ENİŞTESİNİ ÖRNEK GÖSTERDİ

* İnanan, namaz kılan, bir Allah'a kul olan, hacca giden, zekatını veren, insanlara faydalı bir hayat yaşamaya çalışan gelişemez mi? Teknolojide, bilimde, fende ilerleyemez mi? İlerler değil mi?

* Nereden biliyoruz ilerleyebildiğini. Bak, Selçuk Bayraktar'dan biliyoruz. Ecdadımızdan biliyoruz. Tarihin nice yüzyıllarına ecdadımız damga vurmuş. Sanıyoruz ki sadece savaş meydanında damga vurmuş. Edebiyatta, fende, bilimde de damga vurmuş. Çağının en büyük alimleri bizim ecdadımızdan çıkmış ama aynı zamanda çok da dindar, namazlı. Batı'dan onların yanına gelebilen kimse yok.

* Şimdi de Selçuk Bayraktar örneği var. Dindar mı? Dindar. Namazlı mı? Namazlı. Her türlü bu aydın sanan karanlıkların yobazlık dediği her şeyi yapıyor ama şu anda dünyada yanına yaklaşabilen yok. Böyle olsak daha iyi değil mi?

“BENİM UZMANLIK ALANIM AVRUPA, AVRUPA DİYE BİR ŞEY KALMAYACAK”

* Batı'da intihar oranlarında çok büyük artış var. Aile mefhumu tamamen kayboldu. Cinsiyetsizlikten tutun başka şeylere kadar abuk sabuk, Batı medeniyeti şu anda kendilerinde test ediyor. Huzur diye bir şey kalmadı, Avrupa'nın geleceği karanlık.

* Benim uzmanlık alanım, doktora alanım Avrupa. Avrupa diye bir şey kalmayacak. Şu anda Avrupa'da seçimler yapılıyor, hükümet kurulamıyor ülkelerde. Ülkeler birbiriyle kavga içinde.

* Avrupa'da lider denilecek bir tane adam yok. Hangi ülkenin lideri, Avrupa'nın lideri, yok. Maalesef hepsi komik duruma düşmüş durumda.

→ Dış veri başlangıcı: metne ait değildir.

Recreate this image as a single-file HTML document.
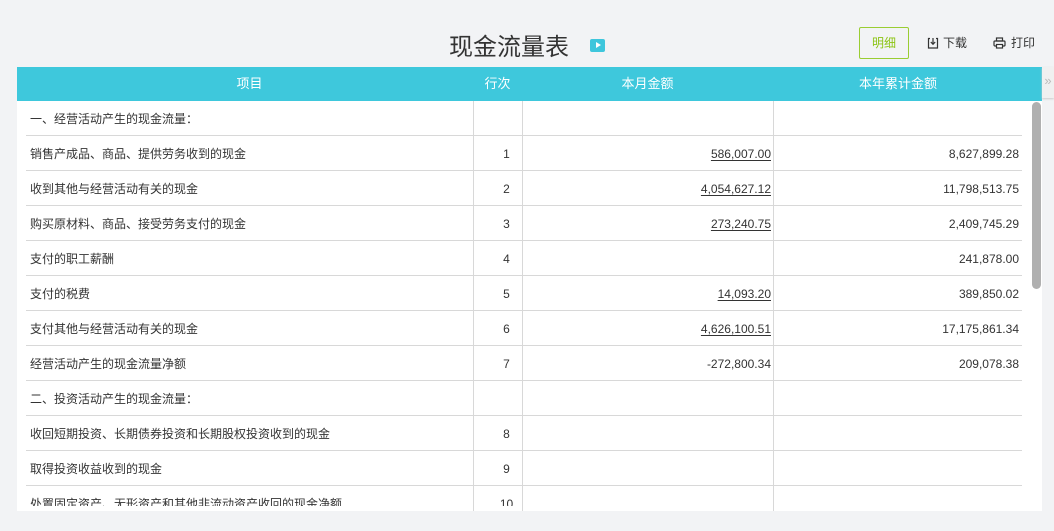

* Amerika'nın bu kadar ekonomik gücüne rağmen şu anda çok ciddi meseleleri tartışıyorlar. Bunlar inançsız toplumların yaşamaya mahkum olduğu meseleler, sıkıntılardır. Ne olur yani hem inançlı, hem gelişmiş bir toplum olunabileceğini görüyorsak, bundan niye uzak duralım.

“VARSA GÜNAHIMIZ, KARŞILIĞINI ÖBÜR TARAFTA GÖRECEĞİMİZİ DÜŞÜNÜYORUZ”

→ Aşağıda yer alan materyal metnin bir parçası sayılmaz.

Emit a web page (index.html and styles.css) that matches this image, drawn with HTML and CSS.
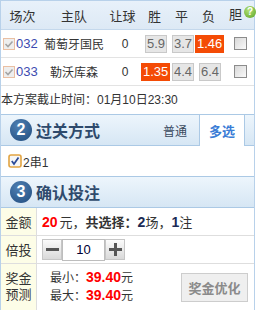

* Bu dünyada varsa günahımız, onun da karşılığını öbür tarafta göreceğimizi düşünüyoruz. Bu sayede de daha iyi insanlar olmamız gerektiğini düşünüyoruz.

* Siz ortada dolaşan algı çalışmalarına bakmayın. Bir taraf kendini anlatmaktan aciz, bir taraf da her türlü melanete sarılıp, insanlara iftira atıyor, ithamda bulunuyor, hakaret ediyor, saydırıyor. Biz iyi insanlar olmaya çalışacağız.